VoIP "is going to have growing pains when it comes to security," says Neel Mehta, team lead with ISS's X-Force research and development group. "It's still an emerging threat, but one we take very seriously."

This group of vendors, which includes BorderWare, Secure Logix and NFR, urges the use of such security appliances as firewalls that are specifically designed to filter VoIP traffic for suspicious patterns and drop those connections.

Yet it's difficult to find a company that has suffered at the hands of VoIP abusers, be they spammers clogging voice mail boxes with unwanted messages, intruders listening to phone conversations or scammers masking their true identity. So far, the threats appear to be largely hypothetical.

"I don't think there's a whole lot of real threats right now," says Irwin Lazar, senior analyst with Burton Group. "VoIP is still pretty much a closed system; almost no company exposes their VoIP system to the Internet." However, once that changes and companies start publicizing their SIP addresses used in VoIP communications on business cards and Web sites, security will become essential, he says.

For the moment, VoIP security does not appear to be at the forefront of IT managers' minds.

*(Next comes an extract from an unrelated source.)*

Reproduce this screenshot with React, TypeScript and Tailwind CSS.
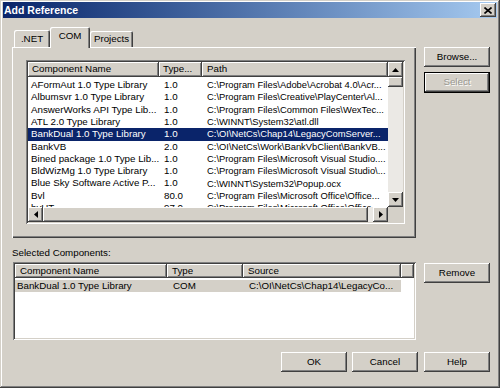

Last year, VoIP management vendor Qovia announced it had filed a patent covering a technique for catching VoIP spam , considered to be one of the more immediate threats to these networks. Qovia planned to release this spam-catching module last year, but hasn't yet done so, because of lack of market interest, says Pierce Reid, Qovia's vice president of marketing.

Hot topics

However, Reid says interest in such products is beginning to pick up, adding that security issues are now hot topics at VoIP events. "Part of what we wanted to do a year ago was helping to raise awareness in time to protect ourselves before we're hit" with VoIP threats, Reid says. The company plans to announce its anti-spam product's availability later this year.